▶ **PROBLEM TO SOLVE**:
Return the material word for word. Do not include the pictures.

----

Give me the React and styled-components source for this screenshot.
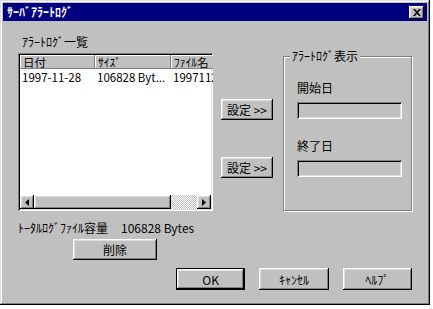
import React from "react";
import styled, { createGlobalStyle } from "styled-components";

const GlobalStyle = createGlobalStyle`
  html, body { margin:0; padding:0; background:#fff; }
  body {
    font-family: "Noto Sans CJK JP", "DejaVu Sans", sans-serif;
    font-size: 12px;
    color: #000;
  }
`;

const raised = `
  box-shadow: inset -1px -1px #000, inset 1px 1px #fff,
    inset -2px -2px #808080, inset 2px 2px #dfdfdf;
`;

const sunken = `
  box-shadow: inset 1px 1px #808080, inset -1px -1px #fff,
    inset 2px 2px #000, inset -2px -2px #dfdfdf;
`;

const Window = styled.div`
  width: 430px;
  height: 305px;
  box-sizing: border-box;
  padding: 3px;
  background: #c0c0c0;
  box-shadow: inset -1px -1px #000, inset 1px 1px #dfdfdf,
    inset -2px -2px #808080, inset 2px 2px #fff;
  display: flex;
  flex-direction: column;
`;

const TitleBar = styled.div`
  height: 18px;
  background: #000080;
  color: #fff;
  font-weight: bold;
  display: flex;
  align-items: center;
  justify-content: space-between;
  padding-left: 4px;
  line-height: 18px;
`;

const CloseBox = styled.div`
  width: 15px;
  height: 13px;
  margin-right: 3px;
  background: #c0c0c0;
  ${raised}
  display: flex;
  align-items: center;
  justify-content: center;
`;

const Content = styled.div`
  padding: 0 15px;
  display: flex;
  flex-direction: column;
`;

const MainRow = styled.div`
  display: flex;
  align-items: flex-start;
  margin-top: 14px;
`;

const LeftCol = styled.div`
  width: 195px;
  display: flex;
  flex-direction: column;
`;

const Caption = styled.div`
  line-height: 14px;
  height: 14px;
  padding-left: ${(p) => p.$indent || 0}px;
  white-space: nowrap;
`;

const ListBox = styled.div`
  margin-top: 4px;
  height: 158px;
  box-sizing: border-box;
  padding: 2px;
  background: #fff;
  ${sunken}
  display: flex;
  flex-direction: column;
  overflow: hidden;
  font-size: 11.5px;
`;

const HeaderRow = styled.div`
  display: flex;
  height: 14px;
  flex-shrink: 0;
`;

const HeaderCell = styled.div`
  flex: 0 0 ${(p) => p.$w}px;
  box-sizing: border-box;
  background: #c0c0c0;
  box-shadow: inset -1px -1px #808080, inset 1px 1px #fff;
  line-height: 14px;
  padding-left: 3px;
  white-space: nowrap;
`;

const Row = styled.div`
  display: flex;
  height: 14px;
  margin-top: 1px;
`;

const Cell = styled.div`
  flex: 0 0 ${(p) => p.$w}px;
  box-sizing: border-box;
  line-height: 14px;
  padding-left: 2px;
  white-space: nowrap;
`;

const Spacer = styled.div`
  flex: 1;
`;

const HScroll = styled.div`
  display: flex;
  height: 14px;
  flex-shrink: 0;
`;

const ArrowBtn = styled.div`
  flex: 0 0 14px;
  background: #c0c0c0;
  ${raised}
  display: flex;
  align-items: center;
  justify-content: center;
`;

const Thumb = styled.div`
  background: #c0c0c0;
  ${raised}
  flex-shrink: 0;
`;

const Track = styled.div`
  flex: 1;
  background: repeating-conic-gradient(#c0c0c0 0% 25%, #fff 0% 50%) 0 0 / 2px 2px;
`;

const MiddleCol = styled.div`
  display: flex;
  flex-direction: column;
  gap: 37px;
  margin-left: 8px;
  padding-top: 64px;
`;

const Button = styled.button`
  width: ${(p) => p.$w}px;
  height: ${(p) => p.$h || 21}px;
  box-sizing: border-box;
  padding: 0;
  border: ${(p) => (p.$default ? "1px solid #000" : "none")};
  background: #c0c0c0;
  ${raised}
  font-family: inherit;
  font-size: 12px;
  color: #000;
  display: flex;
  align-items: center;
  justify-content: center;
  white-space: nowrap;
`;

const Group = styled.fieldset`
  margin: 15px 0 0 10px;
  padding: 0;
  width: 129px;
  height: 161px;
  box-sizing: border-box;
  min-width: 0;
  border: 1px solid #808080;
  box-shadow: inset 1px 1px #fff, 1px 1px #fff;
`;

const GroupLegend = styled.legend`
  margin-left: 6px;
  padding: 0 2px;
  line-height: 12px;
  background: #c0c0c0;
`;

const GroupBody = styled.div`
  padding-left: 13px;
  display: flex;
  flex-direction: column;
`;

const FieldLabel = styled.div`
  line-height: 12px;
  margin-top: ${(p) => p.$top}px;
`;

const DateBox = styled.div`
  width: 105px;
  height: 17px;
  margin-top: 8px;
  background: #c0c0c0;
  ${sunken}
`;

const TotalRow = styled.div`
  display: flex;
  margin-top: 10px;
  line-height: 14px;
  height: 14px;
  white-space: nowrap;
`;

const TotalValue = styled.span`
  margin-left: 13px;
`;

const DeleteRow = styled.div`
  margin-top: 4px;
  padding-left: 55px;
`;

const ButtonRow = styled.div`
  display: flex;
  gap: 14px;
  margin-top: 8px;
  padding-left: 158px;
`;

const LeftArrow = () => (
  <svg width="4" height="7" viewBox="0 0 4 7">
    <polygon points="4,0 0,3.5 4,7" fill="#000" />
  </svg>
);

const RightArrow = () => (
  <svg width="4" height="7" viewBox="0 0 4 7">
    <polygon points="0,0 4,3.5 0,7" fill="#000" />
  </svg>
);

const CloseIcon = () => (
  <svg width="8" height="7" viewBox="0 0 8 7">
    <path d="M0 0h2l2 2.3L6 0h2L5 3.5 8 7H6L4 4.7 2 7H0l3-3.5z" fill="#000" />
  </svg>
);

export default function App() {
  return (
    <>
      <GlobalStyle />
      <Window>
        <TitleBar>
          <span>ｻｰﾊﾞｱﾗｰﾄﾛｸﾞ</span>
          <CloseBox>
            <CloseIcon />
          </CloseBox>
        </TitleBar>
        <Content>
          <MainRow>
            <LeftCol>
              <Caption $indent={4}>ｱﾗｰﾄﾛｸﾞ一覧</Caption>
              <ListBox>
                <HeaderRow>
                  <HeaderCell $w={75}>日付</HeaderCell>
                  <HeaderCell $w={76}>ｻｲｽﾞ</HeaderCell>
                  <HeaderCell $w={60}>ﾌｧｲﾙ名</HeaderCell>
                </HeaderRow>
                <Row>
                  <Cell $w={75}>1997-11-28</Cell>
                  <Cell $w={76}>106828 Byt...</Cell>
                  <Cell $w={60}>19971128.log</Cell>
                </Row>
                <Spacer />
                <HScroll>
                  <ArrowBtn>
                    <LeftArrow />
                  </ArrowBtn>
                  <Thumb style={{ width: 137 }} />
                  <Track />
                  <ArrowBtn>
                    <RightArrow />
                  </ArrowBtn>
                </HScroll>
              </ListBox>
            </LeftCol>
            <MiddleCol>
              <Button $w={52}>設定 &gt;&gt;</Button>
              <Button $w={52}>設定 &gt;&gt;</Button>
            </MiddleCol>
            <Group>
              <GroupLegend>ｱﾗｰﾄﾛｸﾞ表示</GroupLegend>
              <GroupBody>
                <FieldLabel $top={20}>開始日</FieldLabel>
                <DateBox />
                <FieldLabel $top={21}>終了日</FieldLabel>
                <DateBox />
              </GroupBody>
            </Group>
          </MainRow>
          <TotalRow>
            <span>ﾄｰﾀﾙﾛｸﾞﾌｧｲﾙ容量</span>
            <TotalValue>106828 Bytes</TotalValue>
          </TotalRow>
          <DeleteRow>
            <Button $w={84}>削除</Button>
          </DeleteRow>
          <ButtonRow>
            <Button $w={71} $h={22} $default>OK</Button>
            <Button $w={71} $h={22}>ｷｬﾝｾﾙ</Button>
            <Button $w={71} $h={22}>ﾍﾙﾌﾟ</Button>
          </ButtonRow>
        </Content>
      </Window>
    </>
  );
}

----

▶ **WRITTEN RESPONSE**:
Give me the React and styled-components source for this screenshot.
import React from "react";
import styled, { createGlobalStyle } from "styled-components";

const GlobalStyle = createGlobalStyle`
  html, body { margin:0; padding:0; background:#fff; }
  body {
    font-family: "Noto Sans CJK JP", "DejaVu Sans", sans-serif;
    font-size: 12px;
    color: #000;
  }
`;

const raised = `
  box-shadow: inset -1px -1px #000, inset 1px 1px #fff,
    inset -2px -2px #808080, inset 2px 2px #dfdfdf;
`;

const sunken = `
  box-shadow: inset 1px 1px #808080, inset -1px -1px #fff,
    inset 2px 2px #000, inset -2px -2px #dfdfdf;
`;

const Window = styled.div`
  width: 430px;
  height: 305px;
  box-sizing: border-box;
  padding: 3px;
  background: #c0c0c0;
  box-shadow: inset -1px -1px #000, inset 1px 1px #dfdfdf,
    inset -2px -2px #808080, inset 2px 2px #fff;
  display: flex;
  flex-direction: column;
`;

const TitleBar = styled.div`
  height: 18px;
  background: #000080;
  color: #fff;
  font-weight: bold;
  display: flex;
  align-items: center;
  justify-content: space-between;
  padding-left: 4px;
  line-height: 18px;
`;

const CloseBox = styled.div`
  width: 15px;
  height: 13px;
  margin-right: 3px;
  background: #c0c0c0;
  ${raised}
  display: flex;
  align-items: center;
  justify-content: center;
`;

const Content = styled.div`
  padding: 0 15px;
  display: flex;
  flex-direction: column;
`;

const MainRow = styled.div`
  display: flex;
  align-items: flex-start;
  margin-top: 14px;
`;

const LeftCol = styled.div`
  width: 195px;
  display: flex;
  flex-direction: column;
`;

const Caption = styled.div`
  line-height: 14px;
  height: 14px;
  padding-left: ${(p) => p.$indent || 0}px;
  white-space: nowrap;
`;

const ListBox = styled.div`
  margin-top: 4px;
  height: 158px;
  box-sizing: border-box;
  padding: 2px;
  background: #fff;
  ${sunken}
  display: flex;
  flex-direction: column;
  overflow: hidden;
  font-size: 11.5px;
`;

const HeaderRow = styled.div`
  display: flex;
  height: 14px;
  flex-shrink: 0;
`;

const HeaderCell = styled.div`
  flex: 0 0 ${(p) => p.$w}px;
  box-sizing: border-box;
  background: #c0c0c0;
  box-shadow: inset -1px -1px #808080, inset 1px 1px #fff;
  line-height: 14px;
  padding-left: 3px;
  white-space: nowrap;
`;

const Row = styled.div`
  display: flex;
  height: 14px;
  margin-top: 1px;
`;

const Cell = styled.div`
  flex: 0 0 ${(p) => p.$w}px;
  box-sizing: border-box;
  line-height: 14px;
  padding-left: 2px;
  white-space: nowrap;
`;

const Spacer = styled.div`
  flex: 1;
`;

const HScroll = styled.div`
  display: flex;
  height: 14px;
  flex-shrink: 0;
`;

const ArrowBtn = styled.div`
  flex: 0 0 14px;
  background: #c0c0c0;
  ${raised}
  display: flex;
  align-items: center;
  justify-content: center;
`;

const Thumb = styled.div`
  background: #c0c0c0;
  ${raised}
  flex-shrink: 0;
`;

const Track = styled.div`
  flex: 1;
  background: repeating-conic-gradient(#c0c0c0 0% 25%, #fff 0% 50%) 0 0 / 2px 2px;
`;

const MiddleCol = styled.div`
  display: flex;
  flex-direction: column;
  gap: 37px;
  margin-left: 8px;
  padding-top: 64px;
`;

const Button = styled.button`
  width: ${(p) => p.$w}px;
  height: ${(p) => p.$h || 21}px;
  box-sizing: border-box;
  padding: 0;
  border: ${(p) => (p.$default ? "1px solid #000" : "none")};
  background: #c0c0c0;
  ${raised}
  font-family: inherit;
  font-size: 12px;
  color: #000;
  display: flex;
  align-items: center;
  justify-content: center;
  white-space: nowrap;
`;

const Group = styled.fieldset`
  margin: 15px 0 0 10px;
  padding: 0;
  width: 129px;
  height: 161px;
  box-sizing: border-box;
  min-width: 0;
  border: 1px solid #808080;
  box-shadow: inset 1px 1px #fff, 1px 1px #fff;
`;

const GroupLegend = styled.legend`
  margin-left: 6px;
  padding: 0 2px;
  line-height: 12px;
  background: #c0c0c0;
`;

const GroupBody = styled.div`
  padding-left: 13px;
  display: flex;
  flex-direction: column;
`;

const FieldLabel = styled.div`
  line-height: 12px;
  margin-top: ${(p) => p.$top}px;
`;

const DateBox = styled.div`
  width: 105px;
  height: 17px;
  margin-top: 8px;
  background: #c0c0c0;
  ${sunken}
`;

const TotalRow = styled.div`
  display: flex;
  margin-top: 10px;
  line-height: 14px;
  height: 14px;
  white-space: nowrap;
`;

const TotalValue = styled.span`
  margin-left: 13px;
`;

const DeleteRow = styled.div`
  margin-top: 4px;
  padding-left: 55px;
`;

const ButtonRow = styled.div`
  display: flex;
  gap: 14px;
  margin-top: 8px;
  padding-left: 158px;
`;

const LeftArrow = () => (
  <svg width="4" height="7" viewBox="0 0 4 7">
    <polygon points="4,0 0,3.5 4,7" fill="#000" />
  </svg>
);

const RightArrow = () => (
  <svg width="4" height="7" viewBox="0 0 4 7">
    <polygon points="0,0 4,3.5 0,7" fill="#000" />
  </svg>
);

const CloseIcon = () => (
  <svg width="8" height="7" viewBox="0 0 8 7">
    <path d="M0 0h2l2 2.3L6 0h2L5 3.5 8 7H6L4 4.7 2 7H0l3-3.5z" fill="#000" />
  </svg>
);

export default function App() {
  return (
    <>
      <GlobalStyle />
      <Window>
        <TitleBar>
          <span>ｻｰﾊﾞｱﾗｰﾄﾛｸﾞ</span>
          <CloseBox>
            <CloseIcon />
          </CloseBox>
        </TitleBar>
        <Content>
          <MainRow>
            <LeftCol>
              <Caption $indent={4}>ｱﾗｰﾄﾛｸﾞ一覧</Caption>
              <ListBox>
                <HeaderRow>
                  <HeaderCell $w={75}>日付</HeaderCell>
                  <HeaderCell $w={76}>ｻｲｽﾞ</HeaderCell>
                  <HeaderCell $w={60}>ﾌｧｲﾙ名</HeaderCell>
                </HeaderRow>
                <Row>
                  <Cell $w={75}>1997-11-28</Cell>
                  <Cell $w={76}>106828 Byt...</Cell>
                  <Cell $w={60}>19971128.log</Cell>
                </Row>
                <Spacer />
                <HScroll>
                  <ArrowBtn>
                    <LeftArrow />
                  </ArrowBtn>
                  <Thumb style={{ width: 137 }} />
                  <Track />
                  <ArrowBtn>
                    <RightArrow />
                  </ArrowBtn>
                </HScroll>
              </ListBox>
            </LeftCol>
            <MiddleCol>
              <Button $w={52}>設定 &gt;&gt;</Button>
              <Button $w={52}>設定 &gt;&gt;</Button>
            </MiddleCol>
            <Group>
              <GroupLegend>ｱﾗｰﾄﾛｸﾞ表示</GroupLegend>
              <GroupBody>
                <FieldLabel $top={20}>開始日</FieldLabel>
                <DateBox />
                <FieldLabel $top={21}>終了日</FieldLabel>
                <DateBox />
              </GroupBody>
            </Group>
          </MainRow>
          <TotalRow>
            <span>ﾄｰﾀﾙﾛｸﾞﾌｧｲﾙ容量</span>
            <TotalValue>106828 Bytes</TotalValue>
          </TotalRow>
          <DeleteRow>
            <Button $w={84}>削除</Button>
          </DeleteRow>
          <ButtonRow>
            <Button $w={71} $h={22} $default>OK</Button>
            <Button $w={71} $h={22}>ｷｬﾝｾﾙ</Button>
            <Button $w={71} $h={22}>ﾍﾙﾌﾟ</Button>
          </ButtonRow>
        </Content>
      </Window>
    </>
  );
}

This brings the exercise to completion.